A reservior of high-salinity groundwater found more than 1,000 meters (0.6 mi.) deep under the Chesapeake Bay is actually remnant water from the Early Cretaceous North Atlantic Sea and is probably 100-145 million years old, according to U.S. Geological Survey scientists.
USGS scientists believe the find is the oldest sizeable body of seawater to be identified worldwide. Twice as salty as modern seawater, the ancient seawater was preserved like a prehistoric fly in amber, partly by the aid of the impact of a massive comet or meteorite that struck the area about 35 million years ago, creating the Chesapeake Bay.
The Chesapeake Bay impact crater is one of only a few oceanic impact craters that have been documented worldwide. According to USGS, the crater was formed about 35 million years ago when a huge rock or chunk of ice traveling through space blasted a 56-mile-wide hole in the shallow ocean floor near what is now the mouth of the Chesapeake Bay.
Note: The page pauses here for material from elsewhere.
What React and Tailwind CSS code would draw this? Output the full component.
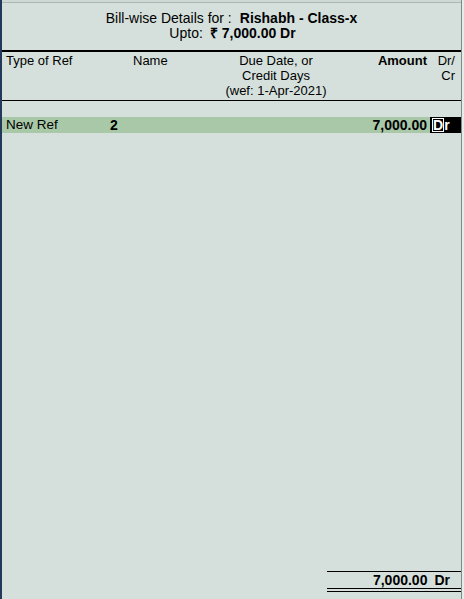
import React from 'react';

const cols = 'grid grid-cols-[104px_104px_132px_85px_34px]';

export default function App() {
  return (
    <div className="flex h-[599px] w-[464px] overflow-hidden bg-[#d5e0dc] font-['Liberation_Sans',Arial,sans-serif] text-[13px] leading-4 text-black">
      {/* left frame edge */}
      <div className="w-[2px] bg-[#24395a]" />

      <div className="flex flex-1 flex-col">
        {/* clipped title strip */}
        <div className="h-[3px] border-b border-[#a9b8b4] bg-[#cfd8d5]" />

        {/* Header */}
        <div className="flex flex-col items-center pt-[8px] pb-[9px] text-[14px] leading-[15px]">
          <div className="flex gap-[8px]">
            <span>Bill-wise Details for :</span>
            <span className="font-bold">Rishabh - Class-x</span>
          </div>
          <div className="flex gap-[7px] pl-[2px]">
            <span>Upto:</span>
            <span className="font-bold">₹ 7,000.00 Dr</span>
          </div>
        </div>
        <div className="h-[2px] bg-black" />

        {/* Column headings */}
        <div className={`${cols} pt-[1px] pb-[2px] leading-[15px]`}>
          <div className="pl-[4px]">Type of Ref</div>
          <div className="pl-[27px]">Name</div>
          <div className="text-center">
            <div>Due Date, or</div>
            <div>Credit Days</div>
            <div>(wef: 1-Apr-2021)</div>
          </div>
          <div className="text-right font-bold">Amount</div>
          <div className="text-right pr-[6px]">
            <div>Dr/</div>
            <div>Cr</div>
          </div>
        </div>
        <div className="h-px bg-black" />

        <div className="h-[16px]" />

        {/* Entry row */}
        <div className={`${cols} h-[16px] items-center bg-[#a9c8a8] text-[14px]`}>
          <div className="pl-[4px] text-[13.5px]">New Ref</div>
          <div className="pl-[4px] font-bold">2</div>
          <div />
          <div className="text-right font-bold">7,000.00</div>
          <div className="ml-[3px] flex h-[16px] items-center bg-black pl-[2px] font-bold text-white">
            <span className="border border-white leading-[12px]">D</span>
            <span>r</span>
          </div>
        </div>

        <div className="flex-1" />

        {/* Total */}
        <div className="ml-[325px] mb-[7px]">
          <div className="h-px bg-black" />
          <div className="flex h-[16px] items-center justify-end gap-[7px] pr-[11px] text-[14px] font-bold">
            <span>7,000.00</span>
            <span>Dr</span>
          </div>
          <div className="h-px bg-black" />
          <div className="h-[2px]" />
          <div className="h-px bg-black" />
        </div>
      </div>

      {/* right frame edge */}
      <div className="w-px bg-[#7d8a87]" />
      <div className="w-[2px] bg-[#e6ecea]" />
    </div>
  );
}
The force of the impact ejected enormous amounts of debris into the atmosphere and spawned a train of gigantic tsunamis that probably reached as far as the Blue Ridge Mountains, more than 110 miles away.
The impact of the comet or meteorite would have deformed and broken up the existing arrangement of aquifers (water-bearing rocks) and confining units (layers of rock that restrict the flow of groundwater). Virginia’s “inland saltwater wedge” is a well-known phenomenon that is thought to be related to the impact crater. The outer rim of the crater appears to coincide with the boundary separating salty and fresh groundwater.
The research study appears in the November 14 issue of the journal Nature.